→ **What is asked**: Set down each line of the material that follows, exactly, with no pictures.

-- Start of Supplied material --

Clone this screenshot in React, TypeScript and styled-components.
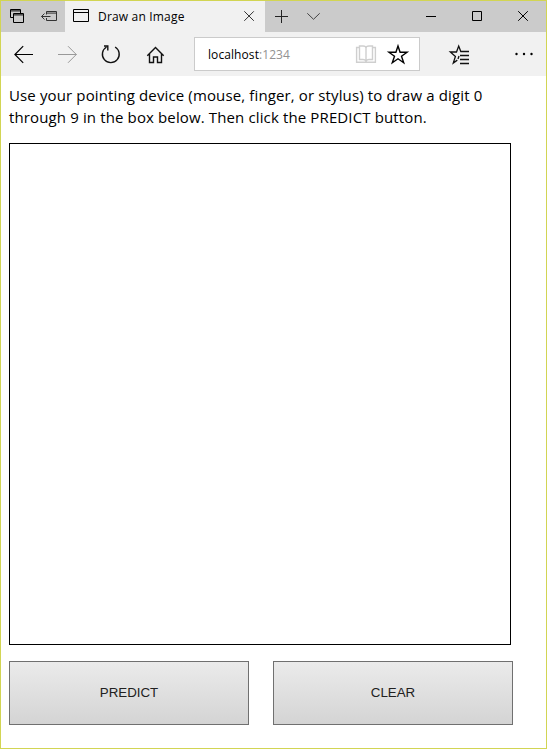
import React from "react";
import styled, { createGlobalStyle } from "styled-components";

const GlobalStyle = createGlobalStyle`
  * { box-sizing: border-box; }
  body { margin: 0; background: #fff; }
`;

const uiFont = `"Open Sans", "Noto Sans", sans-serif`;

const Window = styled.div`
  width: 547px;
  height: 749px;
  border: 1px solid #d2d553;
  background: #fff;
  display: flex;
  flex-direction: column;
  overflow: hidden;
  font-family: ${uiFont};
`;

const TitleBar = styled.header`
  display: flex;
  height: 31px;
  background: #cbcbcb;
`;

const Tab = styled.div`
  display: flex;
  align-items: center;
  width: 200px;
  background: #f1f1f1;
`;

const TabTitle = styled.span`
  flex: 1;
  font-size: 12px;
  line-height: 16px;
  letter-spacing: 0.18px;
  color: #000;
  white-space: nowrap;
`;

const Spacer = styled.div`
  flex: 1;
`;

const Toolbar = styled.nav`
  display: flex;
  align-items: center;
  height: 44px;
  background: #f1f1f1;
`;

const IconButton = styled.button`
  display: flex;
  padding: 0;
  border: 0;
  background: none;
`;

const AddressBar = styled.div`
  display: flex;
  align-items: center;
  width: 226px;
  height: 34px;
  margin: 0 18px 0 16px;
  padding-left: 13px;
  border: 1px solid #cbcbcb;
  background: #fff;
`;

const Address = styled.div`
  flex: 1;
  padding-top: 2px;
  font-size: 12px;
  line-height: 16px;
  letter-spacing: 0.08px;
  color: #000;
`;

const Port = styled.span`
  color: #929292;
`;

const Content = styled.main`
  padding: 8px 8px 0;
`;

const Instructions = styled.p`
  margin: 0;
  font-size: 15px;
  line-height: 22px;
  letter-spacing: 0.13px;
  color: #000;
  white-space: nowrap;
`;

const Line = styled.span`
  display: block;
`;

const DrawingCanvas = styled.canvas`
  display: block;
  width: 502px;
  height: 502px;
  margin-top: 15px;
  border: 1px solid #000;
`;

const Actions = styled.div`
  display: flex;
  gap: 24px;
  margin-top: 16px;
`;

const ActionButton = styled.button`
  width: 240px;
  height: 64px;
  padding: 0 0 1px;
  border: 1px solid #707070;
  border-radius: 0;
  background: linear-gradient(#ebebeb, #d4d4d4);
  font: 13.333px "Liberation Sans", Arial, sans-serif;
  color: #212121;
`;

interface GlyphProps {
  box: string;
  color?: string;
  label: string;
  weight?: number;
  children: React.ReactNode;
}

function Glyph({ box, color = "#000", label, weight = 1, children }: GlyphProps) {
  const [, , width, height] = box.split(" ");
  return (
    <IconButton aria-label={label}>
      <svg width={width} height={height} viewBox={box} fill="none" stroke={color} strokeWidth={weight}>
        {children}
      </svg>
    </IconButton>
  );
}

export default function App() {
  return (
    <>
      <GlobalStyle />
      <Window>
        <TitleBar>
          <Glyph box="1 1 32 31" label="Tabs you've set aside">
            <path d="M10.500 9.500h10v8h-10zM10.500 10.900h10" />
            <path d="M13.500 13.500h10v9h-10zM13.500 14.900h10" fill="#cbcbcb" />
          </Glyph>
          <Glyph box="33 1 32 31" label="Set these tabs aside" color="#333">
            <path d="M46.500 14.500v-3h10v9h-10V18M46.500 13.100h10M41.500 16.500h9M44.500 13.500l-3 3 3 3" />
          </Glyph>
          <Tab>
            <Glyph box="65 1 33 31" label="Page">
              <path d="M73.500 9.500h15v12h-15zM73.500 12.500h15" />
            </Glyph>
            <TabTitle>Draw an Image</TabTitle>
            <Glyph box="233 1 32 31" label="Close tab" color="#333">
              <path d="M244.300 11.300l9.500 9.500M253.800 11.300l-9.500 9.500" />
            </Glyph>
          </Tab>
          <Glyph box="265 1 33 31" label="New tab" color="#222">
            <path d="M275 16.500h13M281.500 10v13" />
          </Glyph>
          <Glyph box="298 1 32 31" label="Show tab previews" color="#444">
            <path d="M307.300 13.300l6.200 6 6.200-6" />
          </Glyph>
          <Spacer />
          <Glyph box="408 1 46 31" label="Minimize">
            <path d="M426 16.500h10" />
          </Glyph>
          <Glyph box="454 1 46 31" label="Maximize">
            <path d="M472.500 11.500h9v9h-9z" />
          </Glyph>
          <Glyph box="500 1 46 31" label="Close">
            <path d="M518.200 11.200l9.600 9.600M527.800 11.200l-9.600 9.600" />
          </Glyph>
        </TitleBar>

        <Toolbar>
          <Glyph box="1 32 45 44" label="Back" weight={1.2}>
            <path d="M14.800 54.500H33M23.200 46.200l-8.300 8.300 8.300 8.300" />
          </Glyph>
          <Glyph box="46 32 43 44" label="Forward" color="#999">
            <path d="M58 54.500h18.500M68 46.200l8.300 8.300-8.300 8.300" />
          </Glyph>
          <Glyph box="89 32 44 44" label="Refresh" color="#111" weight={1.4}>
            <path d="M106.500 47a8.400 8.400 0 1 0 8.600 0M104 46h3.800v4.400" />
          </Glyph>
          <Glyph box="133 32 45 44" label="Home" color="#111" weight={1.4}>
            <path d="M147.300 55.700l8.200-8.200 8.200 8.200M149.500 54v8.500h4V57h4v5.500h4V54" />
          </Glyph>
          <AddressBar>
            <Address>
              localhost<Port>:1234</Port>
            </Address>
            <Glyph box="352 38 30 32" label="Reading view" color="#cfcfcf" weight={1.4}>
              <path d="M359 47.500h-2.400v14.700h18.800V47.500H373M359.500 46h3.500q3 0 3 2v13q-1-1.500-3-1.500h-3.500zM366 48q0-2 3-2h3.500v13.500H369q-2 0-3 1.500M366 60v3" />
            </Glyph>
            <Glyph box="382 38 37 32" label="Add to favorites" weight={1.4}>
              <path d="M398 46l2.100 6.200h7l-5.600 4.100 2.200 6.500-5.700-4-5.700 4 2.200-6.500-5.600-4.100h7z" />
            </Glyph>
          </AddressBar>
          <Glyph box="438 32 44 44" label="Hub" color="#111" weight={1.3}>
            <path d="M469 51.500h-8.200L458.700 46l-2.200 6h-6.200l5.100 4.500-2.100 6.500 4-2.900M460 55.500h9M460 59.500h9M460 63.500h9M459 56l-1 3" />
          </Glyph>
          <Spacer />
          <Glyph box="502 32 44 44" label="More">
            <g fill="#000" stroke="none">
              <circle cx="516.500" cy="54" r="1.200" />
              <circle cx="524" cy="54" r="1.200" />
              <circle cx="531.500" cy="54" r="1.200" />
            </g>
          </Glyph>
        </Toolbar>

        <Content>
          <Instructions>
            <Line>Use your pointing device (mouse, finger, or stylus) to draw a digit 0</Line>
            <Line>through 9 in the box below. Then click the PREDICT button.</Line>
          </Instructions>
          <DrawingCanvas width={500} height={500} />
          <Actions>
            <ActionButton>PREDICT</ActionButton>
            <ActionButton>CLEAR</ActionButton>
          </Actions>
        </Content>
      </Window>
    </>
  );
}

-- End of Supplied material --

→ **Right answer**:
Clone this screenshot in React, TypeScript and styled-components.
import React from "react";
import styled, { createGlobalStyle } from "styled-components";

const GlobalStyle = createGlobalStyle`
  * { box-sizing: border-box; }
  body { margin: 0; background: #fff; }
`;

const uiFont = `"Open Sans", "Noto Sans", sans-serif`;

const Window = styled.div`
  width: 547px;
  height: 749px;
  border: 1px solid #d2d553;
  background: #fff;
  display: flex;
  flex-direction: column;
  overflow: hidden;
  font-family: ${uiFont};
`;

const TitleBar = styled.header`
  display: flex;
  height: 31px;
  background: #cbcbcb;
`;

const Tab = styled.div`
  display: flex;
  align-items: center;
  width: 200px;
  background: #f1f1f1;
`;

const TabTitle = styled.span`
  flex: 1;
  font-size: 12px;
  line-height: 16px;
  letter-spacing: 0.18px;
  color: #000;
  white-space: nowrap;
`;

const Spacer = styled.div`
  flex: 1;
`;

const Toolbar = styled.nav`
  display: flex;
  align-items: center;
  height: 44px;
  background: #f1f1f1;
`;

const IconButton = styled.button`
  display: flex;
  padding: 0;
  border: 0;
  background: none;
`;

const AddressBar = styled.div`
  display: flex;
  align-items: center;
  width: 226px;
  height: 34px;
  margin: 0 18px 0 16px;
  padding-left: 13px;
  border: 1px solid #cbcbcb;
  background: #fff;
`;

const Address = styled.div`
  flex: 1;
  padding-top: 2px;
  font-size: 12px;
  line-height: 16px;
  letter-spacing: 0.08px;
  color: #000;
`;

const Port = styled.span`
  color: #929292;
`;

const Content = styled.main`
  padding: 8px 8px 0;
`;

const Instructions = styled.p`
  margin: 0;
  font-size: 15px;
  line-height: 22px;
  letter-spacing: 0.13px;
  color: #000;
  white-space: nowrap;
`;

const Line = styled.span`
  display: block;
`;

const DrawingCanvas = styled.canvas`
  display: block;
  width: 502px;
  height: 502px;
  margin-top: 15px;
  border: 1px solid #000;
`;

const Actions = styled.div`
  display: flex;
  gap: 24px;
  margin-top: 16px;
`;

const ActionButton = styled.button`
  width: 240px;
  height: 64px;
  padding: 0 0 1px;
  border: 1px solid #707070;
  border-radius: 0;
  background: linear-gradient(#ebebeb, #d4d4d4);
  font: 13.333px "Liberation Sans", Arial, sans-serif;
  color: #212121;
`;

interface GlyphProps {
  box: string;
  color?: string;
  label: string;
  weight?: number;
  children: React.ReactNode;
}

function Glyph({ box, color = "#000", label, weight = 1, children }: GlyphProps) {
  const [, , width, height] = box.split(" ");
  return (
    <IconButton aria-label={label}>
      <svg width={width} height={height} viewBox={box} fill="none" stroke={color} strokeWidth={weight}>
        {children}
      </svg>
    </IconButton>
  );
}

export default function App() {
  return (
    <>
      <GlobalStyle />
      <Window>
        <TitleBar>
          <Glyph box="1 1 32 31" label="Tabs you've set aside">
            <path d="M10.500 9.500h10v8h-10zM10.500 10.900h10" />
            <path d="M13.500 13.500h10v9h-10zM13.500 14.900h10" fill="#cbcbcb" />
          </Glyph>
          <Glyph box="33 1 32 31" label="Set these tabs aside" color="#333">
            <path d="M46.500 14.500v-3h10v9h-10V18M46.500 13.100h10M41.500 16.500h9M44.500 13.500l-3 3 3 3" />
          </Glyph>
          <Tab>
            <Glyph box="65 1 33 31" label="Page">
              <path d="M73.500 9.500h15v12h-15zM73.500 12.500h15" />
            </Glyph>
            <TabTitle>Draw an Image</TabTitle>
            <Glyph box="233 1 32 31" label="Close tab" color="#333">
              <path d="M244.300 11.300l9.500 9.500M253.800 11.300l-9.500 9.500" />
            </Glyph>
          </Tab>
          <Glyph box="265 1 33 31" label="New tab" color="#222">
            <path d="M275 16.500h13M281.500 10v13" />
          </Glyph>
          <Glyph box="298 1 32 31" label="Show tab previews" color="#444">
            <path d="M307.300 13.300l6.200 6 6.200-6" />
          </Glyph>
          <Spacer />
          <Glyph box="408 1 46 31" label="Minimize">
            <path d="M426 16.500h10" />
          </Glyph>
          <Glyph box="454 1 46 31" label="Maximize">
            <path d="M472.500 11.500h9v9h-9z" />
          </Glyph>
          <Glyph box="500 1 46 31" label="Close">
            <path d="M518.200 11.200l9.600 9.600M527.800 11.200l-9.600 9.600" />
          </Glyph>
        </TitleBar>

        <Toolbar>
          <Glyph box="1 32 45 44" label="Back" weight={1.2}>
            <path d="M14.800 54.500H33M23.200 46.200l-8.300 8.300 8.300 8.300" />
          </Glyph>
          <Glyph box="46 32 43 44" label="Forward" color="#999">
            <path d="M58 54.500h18.500M68 46.200l8.300 8.300-8.300 8.300" />
          </Glyph>
          <Glyph box="89 32 44 44" label="Refresh" color="#111" weight={1.4}>
            <path d="M106.500 47a8.400 8.400 0 1 0 8.600 0M104 46h3.800v4.400" />
          </Glyph>
          <Glyph box="133 32 45 44" label="Home" color="#111" weight={1.4}>
            <path d="M147.300 55.700l8.200-8.200 8.200 8.200M149.500 54v8.500h4V57h4v5.500h4V54" />
          </Glyph>
          <AddressBar>
            <Address>
              localhost<Port>:1234</Port>
            </Address>
            <Glyph box="352 38 30 32" label="Reading view" color="#cfcfcf" weight={1.4}>
              <path d="M359 47.500h-2.400v14.700h18.800V47.500H373M359.500 46h3.500q3 0 3 2v13q-1-1.500-3-1.500h-3.500zM366 48q0-2 3-2h3.500v13.500H369q-2 0-3 1.500M366 60v3" />
            </Glyph>
            <Glyph box="382 38 37 32" label="Add to favorites" weight={1.4}>
              <path d="M398 46l2.100 6.200h7l-5.600 4.100 2.200 6.500-5.700-4-5.700 4 2.200-6.500-5.600-4.100h7z" />
            </Glyph>
          </AddressBar>
          <Glyph box="438 32 44 44" label="Hub" color="#111" weight={1.3}>
            <path d="M469 51.500h-8.200L458.700 46l-2.200 6h-6.200l5.100 4.500-2.100 6.500 4-2.900M460 55.500h9M460 59.500h9M460 63.500h9M459 56l-1 3" />
          </Glyph>
          <Spacer />
          <Glyph box="502 32 44 44" label="More">
            <g fill="#000" stroke="none">
              <circle cx="516.500" cy="54" r="1.200" />
              <circle cx="524" cy="54" r="1.200" />
              <circle cx="531.500" cy="54" r="1.200" />
            </g>
          </Glyph>
        </Toolbar>

        <Content>
          <Instructions>
            <Line>Use your pointing device (mouse, finger, or stylus) to draw a digit 0</Line>
            <Line>through 9 in the box below. Then click the PREDICT button.</Line>
          </Instructions>
          <DrawingCanvas width={500} height={500} />
          <Actions>
            <ActionButton>PREDICT</ActionButton>
            <ActionButton>CLEAR</ActionButton>
          </Actions>
        </Content>
      </Window>
    </>
  );
}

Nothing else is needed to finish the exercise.